▸ Description of the task:
Retype all of the data. Every line must match exactly.

** begin Data excerpt **

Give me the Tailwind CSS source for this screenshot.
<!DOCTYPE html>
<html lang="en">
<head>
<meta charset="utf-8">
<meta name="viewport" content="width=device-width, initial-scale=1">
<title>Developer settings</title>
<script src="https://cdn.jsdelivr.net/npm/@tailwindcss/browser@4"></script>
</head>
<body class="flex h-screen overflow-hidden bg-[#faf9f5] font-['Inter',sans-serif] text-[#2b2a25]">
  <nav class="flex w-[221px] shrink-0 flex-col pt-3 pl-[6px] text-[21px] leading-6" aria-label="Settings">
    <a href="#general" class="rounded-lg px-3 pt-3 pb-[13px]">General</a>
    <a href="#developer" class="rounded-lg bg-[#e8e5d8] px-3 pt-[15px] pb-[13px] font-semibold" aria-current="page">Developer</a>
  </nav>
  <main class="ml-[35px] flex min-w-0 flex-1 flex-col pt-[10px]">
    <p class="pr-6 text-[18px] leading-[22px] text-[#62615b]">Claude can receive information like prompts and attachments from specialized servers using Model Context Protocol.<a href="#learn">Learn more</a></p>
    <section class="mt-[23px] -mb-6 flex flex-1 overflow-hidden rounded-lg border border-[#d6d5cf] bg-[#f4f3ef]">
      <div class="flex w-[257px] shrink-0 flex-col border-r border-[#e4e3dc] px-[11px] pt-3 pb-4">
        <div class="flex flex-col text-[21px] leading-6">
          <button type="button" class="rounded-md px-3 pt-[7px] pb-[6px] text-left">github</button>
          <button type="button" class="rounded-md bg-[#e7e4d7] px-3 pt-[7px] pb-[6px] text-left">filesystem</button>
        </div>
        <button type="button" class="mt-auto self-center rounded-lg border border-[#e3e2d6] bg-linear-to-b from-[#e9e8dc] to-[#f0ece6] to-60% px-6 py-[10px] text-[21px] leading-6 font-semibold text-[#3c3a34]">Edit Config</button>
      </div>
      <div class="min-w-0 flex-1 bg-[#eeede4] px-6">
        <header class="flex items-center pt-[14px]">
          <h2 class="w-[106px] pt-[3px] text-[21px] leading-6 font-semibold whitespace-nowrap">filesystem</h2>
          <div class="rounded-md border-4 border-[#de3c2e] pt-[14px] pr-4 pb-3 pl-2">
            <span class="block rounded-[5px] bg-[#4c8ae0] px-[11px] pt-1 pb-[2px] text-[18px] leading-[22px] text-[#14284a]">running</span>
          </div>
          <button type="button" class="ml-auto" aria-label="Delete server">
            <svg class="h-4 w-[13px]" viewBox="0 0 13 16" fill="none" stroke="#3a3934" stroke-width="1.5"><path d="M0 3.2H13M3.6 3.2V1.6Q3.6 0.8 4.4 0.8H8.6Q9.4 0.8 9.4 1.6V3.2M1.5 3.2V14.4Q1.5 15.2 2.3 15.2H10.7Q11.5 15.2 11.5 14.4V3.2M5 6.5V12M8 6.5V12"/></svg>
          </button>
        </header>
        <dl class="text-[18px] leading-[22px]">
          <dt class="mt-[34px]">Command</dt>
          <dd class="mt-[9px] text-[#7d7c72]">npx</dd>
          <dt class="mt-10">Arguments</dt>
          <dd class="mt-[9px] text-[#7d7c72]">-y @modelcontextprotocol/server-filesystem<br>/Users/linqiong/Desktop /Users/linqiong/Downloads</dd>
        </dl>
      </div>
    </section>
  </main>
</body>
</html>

** end Data excerpt **

▸ Written answer:
Give me the Tailwind CSS source for this screenshot.
<!DOCTYPE html>
<html lang="en">
<head>
<meta charset="utf-8">
<meta name="viewport" content="width=device-width, initial-scale=1">
<title>Developer settings</title>
<script src="https://cdn.jsdelivr.net/npm/@tailwindcss/browser@4"></script>
</head>
<body class="flex h-screen overflow-hidden bg-[#faf9f5] font-['Inter',sans-serif] text-[#2b2a25]">
  <nav class="flex w-[221px] shrink-0 flex-col pt-3 pl-[6px] text-[21px] leading-6" aria-label="Settings">
    <a href="#general" class="rounded-lg px-3 pt-3 pb-[13px]">General</a>
    <a href="#developer" class="rounded-lg bg-[#e8e5d8] px-3 pt-[15px] pb-[13px] font-semibold" aria-current="page">Developer</a>
  </nav>
  <main class="ml-[35px] flex min-w-0 flex-1 flex-col pt-[10px]">
    <p class="pr-6 text-[18px] leading-[22px] text-[#62615b]">Claude can receive information like prompts and attachments from specialized servers using Model Context Protocol.<a href="#learn">Learn more</a></p>
    <section class="mt-[23px] -mb-6 flex flex-1 overflow-hidden rounded-lg border border-[#d6d5cf] bg-[#f4f3ef]">
      <div class="flex w-[257px] shrink-0 flex-col border-r border-[#e4e3dc] px-[11px] pt-3 pb-4">
        <div class="flex flex-col text-[21px] leading-6">
          <button type="button" class="rounded-md px-3 pt-[7px] pb-[6px] text-left">github</button>
          <button type="button" class="rounded-md bg-[#e7e4d7] px-3 pt-[7px] pb-[6px] text-left">filesystem</button>
        </div>
        <button type="button" class="mt-auto self-center rounded-lg border border-[#e3e2d6] bg-linear-to-b from-[#e9e8dc] to-[#f0ece6] to-60% px-6 py-[10px] text-[21px] leading-6 font-semibold text-[#3c3a34]">Edit Config</button>
      </div>
      <div class="min-w-0 flex-1 bg-[#eeede4] px-6">
        <header class="flex items-center pt-[14px]">
          <h2 class="w-[106px] pt-[3px] text-[21px] leading-6 font-semibold whitespace-nowrap">filesystem</h2>
          <div class="rounded-md border-4 border-[#de3c2e] pt-[14px] pr-4 pb-3 pl-2">
            <span class="block rounded-[5px] bg-[#4c8ae0] px-[11px] pt-1 pb-[2px] text-[18px] leading-[22px] text-[#14284a]">running</span>
          </div>
          <button type="button" class="ml-auto" aria-label="Delete server">
            <svg class="h-4 w-[13px]" viewBox="0 0 13 16" fill="none" stroke="#3a3934" stroke-width="1.5"><path d="M0 3.2H13M3.6 3.2V1.6Q3.6 0.8 4.4 0.8H8.6Q9.4 0.8 9.4 1.6V3.2M1.5 3.2V14.4Q1.5 15.2 2.3 15.2H10.7Q11.5 15.2 11.5 14.4V3.2M5 6.5V12M8 6.5V12"/></svg>
          </button>
        </header>
        <dl class="text-[18px] leading-[22px]">
          <dt class="mt-[34px]">Command</dt>
          <dd class="mt-[9px] text-[#7d7c72]">npx</dd>
          <dt class="mt-10">Arguments</dt>
          <dd class="mt-[9px] text-[#7d7c72]">-y @modelcontextprotocol/server-filesystem<br>/Users/linqiong/Desktop /Users/linqiong/Downloads</dd>
        </dl>
      </div>
    </section>
  </main>
</body>
</html>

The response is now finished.